There is a race currently underway between different flanks of the administration to determine the future course of US-Iran policy.

On one flank are the diplomats, and on the other is Vice President Cheney’s team and acolytes — who populate quite a wide swath throughout the American national security bureaucracy.

The Pentagon and the intelligence establishment are providing support to add muscle and nuance to the diplomatic effort led by Condi Rice, her deputy John Negroponte, Under Secretary of State R. Nicholas Burns, and Legal Adviser John Bellinger. The support that Director of National Intelligence Mike McConnell, Secretary of Defense Robert Gates, and CIA Director Michael Hayden are providing Rice’s efforts are a complete, 180 degree contrast to the dysfunction that characterized relations between these institutions before the recent reshuffle of top personnel.

However, the Department of Defense and national intelligence sector are also preparing for hot conflict. They believe that they need to in order to convince Iran’s various power centers that the military option does exist.

But this is worrisome. The person in the Bush administration who most wants a hot conflict with Iran is Vice President Cheney. The person in Iran who most wants a conflict is Iranian President Mahmoud Ahmadinejad. Iran’s Revolutionary Guard Quds Force would be big winners in a conflict as well — as the political support that both have inside Iran has been flagging.

Multiple sources have reported that a senior aide on Vice President Cheney’s national security team has been meeting with policy hands of the American Enterprise Institute, one other think tank, and more than one national security consulting house and explicitly stating that Vice President Cheney does not support President Bush’s tack towards Condoleezza Rice’s diplomatic efforts and fears that the President is taking diplomacy with Iran too seriously.

This White House official has stated to several Washington insiders that Cheney is planning to deploy an “end run strategy” around the President if he and his team lose the policy argument.

The thinking on Cheney’s team is to collude with Israel, nudging Israel at some key moment in the ongoing standoff between Iran’s nuclear activities and international frustration over this to mount a small-scale conventional strike against Natanz using cruise missiles (i.e., not ballistic missiles).

This strategy would sidestep controversies over bomber aircraft and overflight rights over other Middle East nations and could be expected to trigger a sufficient Iranian counter-strike against US forces in the Gulf — which just became significantly larger — as to compel Bush to forgo the diplomatic track that the administration realists are advocating and engage in another war.

There are many other components of the complex game plan that this Cheney official has been kicking around Washington.
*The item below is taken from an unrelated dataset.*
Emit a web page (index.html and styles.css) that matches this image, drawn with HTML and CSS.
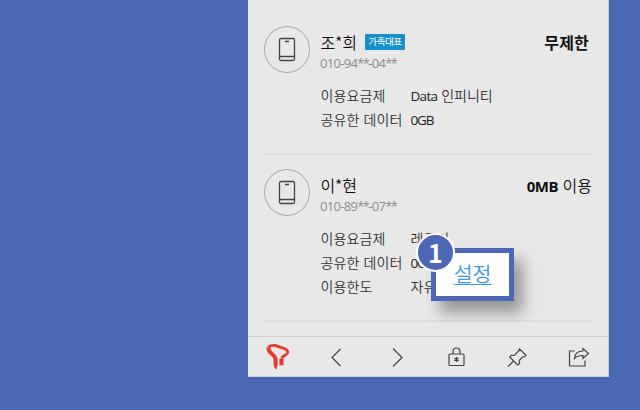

The official has offered this commentary to senior staff at AEI and in lunch and dinner gatherings which were to be considered strictly off-the-record, but there can be little doubt that the official actually hopes that hawkish conservatives and neoconservatives share this information and then rally to this point of view. This official is beating the brush and doing what Joshua Muravchik has previously suggested — which is to help establish the policy and political pathway to bombing Iran.

The zinger of this information is the admission by this Cheney aide that Cheney himself is frustrated with President Bush and believes, much like Richard Perle, that Bush is making a disastrous mistake by aligning himself with the policy course that Condoleezza Rice, Bob Gates, Michael Hayden and McConnell have sculpted.

According to this official, Cheney believes that Bush can not be counted on to make the “right decision” when it comes to dealing with Iran and thus Cheney believes that he must tie the President’s hands.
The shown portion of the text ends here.